Besides germs, you may be concerned about pesticide residues. Scientists at the Connecticut Agricultural Experiment Station washed produce with running water, and found that it reduced the amount of pesticide residue for 9 of the 12 tested pesticides. What’s especially interesting is that some of those removed pesticides weren’t water-soluble—so the pesticides weren’t being dissolved in water, but rather, mechanically pushed off the produce by the force of running water.

The same researchers expanded on their study a few years later, testing four commercial produce washes, including Fit, against a soap solution (1% Palmolive) and plain running water, treating lettuce, strawberries, or tomatoes with a solution and then running under water for a full minute. They couldn’t detect any differences between how well the different treatments cleaned, but all of the washed produce—including that washed with just water—ended up with less pesticide than the unwashed controls.

Even though soap performed as well as the other washes in these studies, and it makes sense that it would be able to remove oils and other contaminants, nobody is recommending you use soap. It doesn’t have any advantage over water, and you really don’t want to end up with soap residue on your food. The CDC specifically advises against using soap when washing produce.

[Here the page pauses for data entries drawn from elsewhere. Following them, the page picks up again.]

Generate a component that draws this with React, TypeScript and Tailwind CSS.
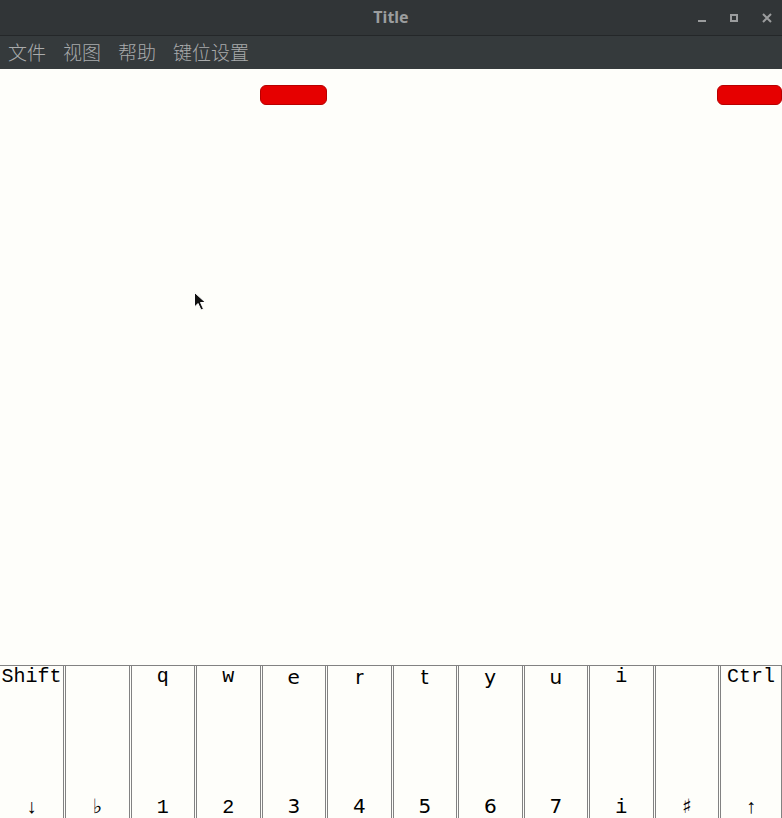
import React from "react";

type Key = { top: string; bottom: string; topMono?: boolean; bottomMono?: boolean };

const keys: Key[] = [
  { top: "Shift", bottom: "↓", topMono: true, bottomMono: true },
  { top: "", bottom: "♭" },
  { top: "q", bottom: "1", topMono: true, bottomMono: true },
  { top: "w", bottom: "2", topMono: true, bottomMono: true },
  { top: "e", bottom: "3" },
  { top: "r", bottom: "4" },
  { top: "t", bottom: "5" },
  { top: "y", bottom: "6" },
  { top: "u", bottom: "7" },
  { top: "i", bottom: "i", topMono: true, bottomMono: true },
  { top: "", bottom: "♯" },
  { top: "Ctrl", bottom: "↑", topMono: true, bottomMono: true },
];

const menus = ["文件", "视图", "帮助", "键位设置"];

const mono = "font-['Liberation_Mono','DejaVu_Sans_Mono',monospace]";
const sans = "font-['DejaVu_Sans','DejaVu_Sans_Mono',sans-serif]";

export default function App() {
  return (
    <div className="relative flex h-[818px] w-[782px] flex-col overflow-hidden bg-[#fefefa]">
      {/* title bar */}
      <div className="relative flex h-[36px] shrink-0 items-center justify-center border-b border-[#242729] bg-[#313537]">
        <span className="-mt-[1px] font-['Noto_Sans',sans-serif] text-[16px] font-bold text-[#9b9d9e]">Title</span>
        <div className="absolute right-[10px] top-0 flex h-full items-center gap-[24px] text-[#9b9d9e]">
          <span className="mt-[7px] block h-[2px] w-[8px] bg-[#9b9d9e]" />
          <span className="block h-[8px] w-[8px] border-2 border-[#9b9d9e]" />
          <svg width="10" height="10" viewBox="0 0 10 10">
            <path d="M1 1L9 9M9 1L1 9" stroke="#9b9d9e" strokeWidth="2" />
          </svg>
        </div>
      </div>

      {/* menu bar */}
      <div className="flex h-[33px] shrink-0 items-center gap-[17px] bg-[#353a3c] pb-[3px] pl-[8px]">
        {menus.map((m) => (
          <span key={m} className="font-['Noto_Sans_CJK_SC',sans-serif] text-[19px] font-light leading-none text-[#a9abac]">
            {m}
          </span>
        ))}
      </div>

      {/* canvas */}
      <div className="relative flex-1">
        <div className="flex pt-[16px]">
          <div className="ml-[260px] h-[20px] w-[67px] rounded-[6px] border border-[#b80000] bg-[#e60000]" />
          <div className="ml-auto h-[20px] w-[65px] rounded-[6px] border border-[#b80000] bg-[#e60000]" />
        </div>
        <svg className="absolute left-[193px] top-[222px]" width="15" height="21" viewBox="0 0 15 21">
          <path d="M1.5 1.5L1.5 16L5 12.5L8 19L10.5 18L7.5 11.5L12.5 11.5Z" fill="#111" stroke="#fff" strokeWidth="1" />
        </svg>
      </div>

      {/* keyboard */}
      <div className="grid h-[153px] shrink-0 grid-cols-[64px_repeat(10,65.5px)_1fr] border-t border-[#828282]">
        {keys.map((k, i) => (
          <div
            key={i}
            className={`flex flex-col items-center justify-between border-[#828282] ${i === 0 ? "border-r" : "ml-[1px] border-x"} text-[20px] text-black`}
          >
            <span className={`${k.topMono ? mono : sans} h-[22px] leading-[22px]`}>{k.top}</span>
            <span className={k.bottomMono ? `${mono} leading-[20px]` : `${sans} mb-[2px] leading-[20px]`}>{k.bottom}</span>
          </div>
        ))}
      </div>
    </div>
  );
}
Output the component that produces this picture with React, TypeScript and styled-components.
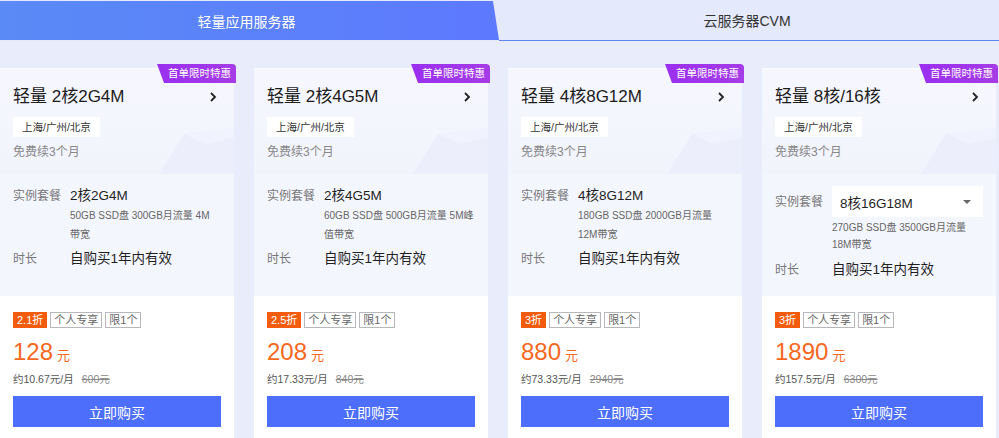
import React from "react";
import styled, { createGlobalStyle } from "styled-components";

type Plan = {
  title: string;
  spec: string;
  detail: string[];
  discount: string;
  price: string;
  monthly: string;
  original: string;
  select?: boolean;
};

const plans: Plan[] = [
  {
    title: "轻量 2核2G4M",
    spec: "2核2G4M",
    detail: ["50GB SSD盘 300GB月流量 4M", "带宽"],
    discount: "2.1折",
    price: "128",
    monthly: "约10.67元/月",
    original: "600元",
  },
  {
    title: "轻量 2核4G5M",
    spec: "2核4G5M",
    detail: ["60GB SSD盘 500GB月流量 5M峰", "值带宽"],
    discount: "2.5折",
    price: "208",
    monthly: "约17.33元/月",
    original: "840元",
  },
  {
    title: "轻量 4核8G12M",
    spec: "4核8G12M",
    detail: ["180GB SSD盘 2000GB月流量", "12M带宽"],
    discount: "3折",
    price: "880",
    monthly: "约73.33元/月",
    original: "2940元",
  },
  {
    title: "轻量 8核/16核",
    spec: "8核16G18M",
    detail: ["270GB SSD盘 3500GB月流量", "18M带宽"],
    discount: "3折",
    price: "1890",
    monthly: "约157.5元/月",
    original: "6300元",
    select: true,
  },
];

const App = () => {
  return (
    <>
      <GlobalStyle />
      <Page>
        <TabBar>
          <ActiveTab>轻量应用服务器</ActiveTab>
          <Tab>云服务器CVM</Tab>
        </TabBar>
        <CardRow>
          {plans.map((p) => (
            <Card key={p.title}>
              <Badge>首单限时特惠</Badge>
              <Top>
                <Deco viewBox="0 0 100 50" preserveAspectRatio="none">
                  <polygon points="25,50 50,10 100,4 100,50" fill="#eceefc" />
                  <polygon points="50,10 72,20 100,14 100,4" fill="#f0f2fd" />
                </Deco>
                <TitleRow>
                  <span>{p.title}</span>
                  <svg width="8" height="12" viewBox="0 0 8 12">
                    <polyline
                      points="2,2 6,6 2,10"
                      fill="none"
                      stroke="#222"
                      strokeWidth="1.8"
                    />
                  </svg>
                </TitleRow>
                <Region>上海/广州/北京</Region>
                <Renew>免费续3个月</Renew>
              </Top>
              <Middle>
                <SpecRow>
                  <Label>实例套餐</Label>
                  {p.select ? (
                    <Dropdown>
                      <span>{p.spec}</span>
                      <Caret />
                    </Dropdown>
                  ) : (
                    <Value>{p.spec}</Value>
                  )}
                </SpecRow>
                <Detail $tall={p.select}>
                  {p.detail.map((d) => (
                    <div key={d}>{d}</div>
                  ))}
                </Detail>
                <SpecRow $gap={p.select ? 7 : 5}>
                  <Label>时长</Label>
                  <Value>自购买1年内有效</Value>
                </SpecRow>
              </Middle>
              <Bottom>
                <Tags>
                  <Tag $hot>{p.discount}</Tag>
                  <Tag>个人专享</Tag>
                  <Tag>限1个</Tag>
                </Tags>
                <Price>
                  {p.price}
                  <Unit>元</Unit>
                </Price>
                <Monthly>
                  {p.monthly}
                  <Original>{p.original}</Original>
                </Monthly>
                <BuyButton>立即购买</BuyButton>
              </Bottom>
            </Card>
          ))}
        </CardRow>
      </Page>
    </>
  );
};

const GlobalStyle = createGlobalStyle`
  body {
    margin: 0;
    background: #e8ecfb;
    font-family: "Liberation Sans", "Noto Sans CJK SC", sans-serif;
  }
`;

const Page = styled.div`
  width: 999px;
  height: 438px;
  overflow: hidden;
  background: #e8ecfb;
`;

const TabBar = styled.div`
  display: flex;
  height: 41px;
  background: #e4e9fb;
`;

const ActiveTab = styled.div`
  width: 499px;
  height: 39px;
  margin-top: 1px;
  padding-right: 6px;
  box-sizing: border-box;
  background: linear-gradient(90deg, #5a8af6, #5d79fe);
  clip-path: polygon(0 0, 493px 0, 100% 100%, 0 100%);
  display: flex;
  align-items: center;
  justify-content: center;
  color: #fff;
  font-size: 14px;
`;

const Tab = styled.div`
  flex: 1;
  height: 40px;
  border-bottom: 1px solid #6383ee;
  display: flex;
  align-items: center;
  justify-content: center;
  color: #333;
  font-size: 14px;
  padding-right: 4px;
`;

const CardRow = styled.div`
  display: flex;
  gap: 20px;
  padding-top: 27px;
`;

const Card = styled.div`
  position: relative;
  width: 234px;
  flex-shrink: 0;
  display: flex;
  flex-direction: column;
  border-bottom: 1px solid #dde2f2;
`;

const Badge = styled.div`
  position: absolute;
  top: -4px;
  right: -2px;
  z-index: 2;
  height: 19px;
  padding: 0 5px 0 11px;
  background: linear-gradient(90deg, #9a2ff0, #a53ce6);
  clip-path: polygon(0 0, 100% 0, 100% 100%, 7px 100%);
  border-top-right-radius: 4px;
  color: #fff;
  font-size: 10.5px;
  line-height: 19px;
  white-space: nowrap;
`;

const Top = styled.div`
  position: relative;
  height: 106px;
  box-sizing: border-box;
  padding: 17px 17px 0 13px;
  background: linear-gradient(180deg, #f6f7fe, #f2f4fd);
  border-top: 1px solid #fbfcff;
  overflow: hidden;
`;

const Deco = styled.svg`
  position: absolute;
  right: 0;
  bottom: 0;
  width: 100px;
  height: 50px;
`;

const TitleRow = styled.div`
  position: relative;
  display: flex;
  align-items: center;
  justify-content: space-between;
  font-size: 17px;
  line-height: 22px;
  color: #1c1c1c;
`;

const Region = styled.div`
  position: relative;
  display: inline-block;
  margin-top: 9px;
  height: 20px;
  padding: 0 9px;
  background: #fff;
  font-size: 10.5px;
  line-height: 20px;
  color: #333;
`;

const Renew = styled.div`
  position: relative;
  margin-top: 5px;
  font-size: 12px;
  line-height: 20px;
  color: #888;
`;

const Middle = styled.div`
  height: 122px;
  box-sizing: border-box;
  padding: 12px 13px 0;
  background: #f4f6fe;
`;

const SpecRow = styled.div<{ $gap?: number }>`
  display: grid;
  grid-template-columns: 57px 1fr;
  align-items: center;
  margin-top: ${(p) => p.$gap ?? 0}px;
  min-height: 20px;
`;

const Label = styled.div`
  font-size: 12px;
  line-height: 20px;
  color: #777;
`;

const Value = styled.div`
  font-size: 13.5px;
  line-height: 20px;
  color: #1f1f1f;
`;

const Dropdown = styled.div`
  display: flex;
  align-items: center;
  justify-content: space-between;
  height: 31px;
  padding: 0 12px 0 8px;
  background: #fff;
  font-size: 13.5px;
  color: #1f1f1f;
`;

const Caret = styled.span`
  width: 0;
  height: 0;
  border-left: 4px solid transparent;
  border-right: 4px solid transparent;
  border-top: 4px solid #666;
`;

const Detail = styled.div<{ $tall?: boolean }>`
  margin-left: 57px;
  margin-top: ${(p) => (p.$tall ? "2px" : "1px")};
  font-size: 10px;
  line-height: ${(p) => (p.$tall ? "17px" : "18.5px")};
  color: #666;
  white-space: nowrap;
`;

const Bottom = styled.div`
  background: #fff;
  padding: 16px 13px 12px;
`;

const Tags = styled.div`
  display: flex;
  gap: 3px;
`;

const Tag = styled.span<{ $hot?: boolean }>`
  height: 16px;
  box-sizing: border-box;
  padding: 0 3px;
  font-size: 11px;
  line-height: 14px;
  border: 1px solid ${(p) => (p.$hot ? "#f25c0c" : "#b8b8bc")};
  background: ${(p) => (p.$hot ? "#f25c0c" : "#fff")};
  color: ${(p) => (p.$hot ? "#fff" : "#666")};
`;

const Price = styled.div`
  margin-top: 10px;
  font-size: 24px;
  line-height: 28px;
  color: #f7671d;
`;

const Unit = styled.span`
  margin-left: 4px;
  font-size: 13px;
`;

const Monthly = styled.div`
  font-size: 10.5px;
  line-height: 18px;
  color: #555;
`;

const Original = styled.span`
  margin-left: 8px;
  color: #888;
  text-decoration: line-through;
`;

const BuyButton = styled.button`
  display: block;
  width: 100%;
  height: 31px;
  margin-top: 8px;
  border: none;
  background: #4d6efb;
  color: #fff;
  font-family: inherit;
  font-size: 14px;
  cursor: pointer;
`;

export default App;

The authors’ recommendation: Rinse produce under running water for at least 30 seconds. Cleaning products or soap aren’t necessary.

There’s one other thing you have to know about pesticides on produce: even unwashed, they’re not likely to be present at dangerous levels. The same study tested the amount of pesticides found on the produce bought at stores, and concluded that they were “generally well within tolerances set by the [Environmental Protection Agency].” In other words, you can wash at least some of the pesticide off your produce, but the amount originally on your produce was probably not a problem to begin with.

We saw this before when discussing the Dirty Dozen—even the “dirtiest” produce didn’t have unsafe levels of pesticides, and buying organic doesn’t bypass the issue: Organic farming still uses pesticides, just different types.

One other caveat: Some pesticides are either incorporated into the plant’s tissues as it grows, or are simply hard to remove. These pesticides have undergone extensive testing and aren’t a serious health hazard. So, while you can’t rely on removing 100% of pesticides, your produce probably starts with harmless amounts and washing will reduce the amount further.